Unless you’ve had to plan a wedding, you probably haven’t put too much thought into the topic of “plus ones,” but since we are in the midst of this wedding madness/bliss, I’ve realized it’s quite a big topic to tackle. One of the first things Adam and I did for the wedding after getting engaged and setting the date was making a rough draft of our guest list. We did this on our 10-hour drive home from Asheville, North Carolina, where one of my best friend’s destination weddings was held (we had a lot of time on our hands).
Although the guest list seemed like a fun thing to get started, it was actually a little stressful. My list consisted of my friends and their significant others, family and significant others, etc. Adam had a similar list for his side, but he had added a “plus one” or a guest for most of his friends. We got in an argument as I explained to him that everyone on our lists was not getting a “plus one” because that would severely increase our guest count. That isn’t even the main reason.
The main reason I don’t like the idea of “plus ones” is because people find someone to bring to the wedding. Could be a friend, a cousin, a brother/sister or could be someone they’re causally dating. But the main point is, this person is random. The “plus one” wasn’t on the guest list themselves because we don’t know them and/or they aren’t in our lives.
I’ve said from the very beginning of this process, that no one will be invited to the wedding that hasn’t met Adam AND me. Weddings, to me, shouldn’t be about introductions, “how long have you two been together,” and “how did you meet.” I want everyone there to know our story, know US, and be there to celebrate our love together.
These “plus ones” don’t know us, they don’t know our story, and they are just there for free food and alcohol. (most of the time.)
Now, of course I’m not saying our friends have to be married or engaged to get an additional person invited. If anyone has a significant other for maybe more than 6 months at the time of invitations mail-out, that probably qualifies. Also, special privileges would be given to those in the wedding party and our siblings.

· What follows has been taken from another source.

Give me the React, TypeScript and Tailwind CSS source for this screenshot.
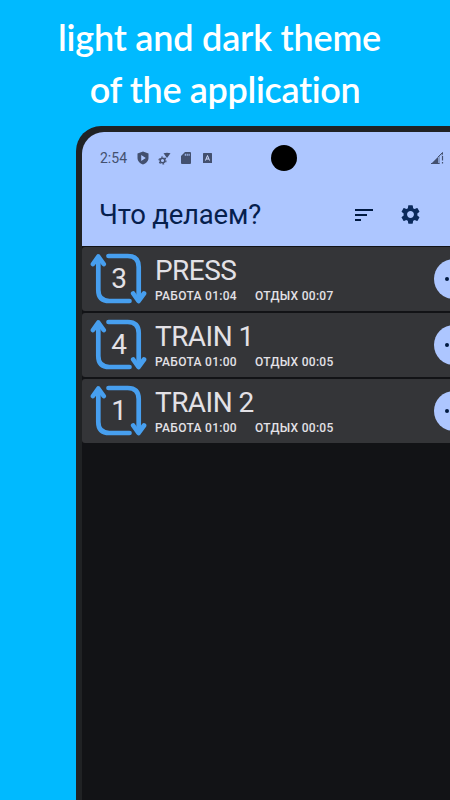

I’ve been hurt by this before as well. One of my cousins got married a few years ago and invited me on a card with my family. At the time, Adam and I had been together for two and a half years so I was confused when his name wasn’t included. I asked her politely if he was invited to the wedding and she told me that unfortunately he was not because she was working with a budget and couldn’t have him. -_-
This hurt because 1.) we had been together for so long already and my family knew this wasn’t a flavor-of-the-week type thing. He was the real deal and we’d be together for the long haul. 2.) None of the other cousins had significant others at the time so it wasn’t like “Oh, well if we invite him, we’ll have to invite 12 more people too.” He was literally one person.
To this day, I’m sad he wasn’t there to celebrate the wedding with me and my family. That’s why this whole topic is such a “conundrum.” A lot of thought goes into every piece of a wedding and like I said, until you plan one, you probably have no idea.
Anyone have any advice and/or horror stories on this topic? I’d love to hear it all!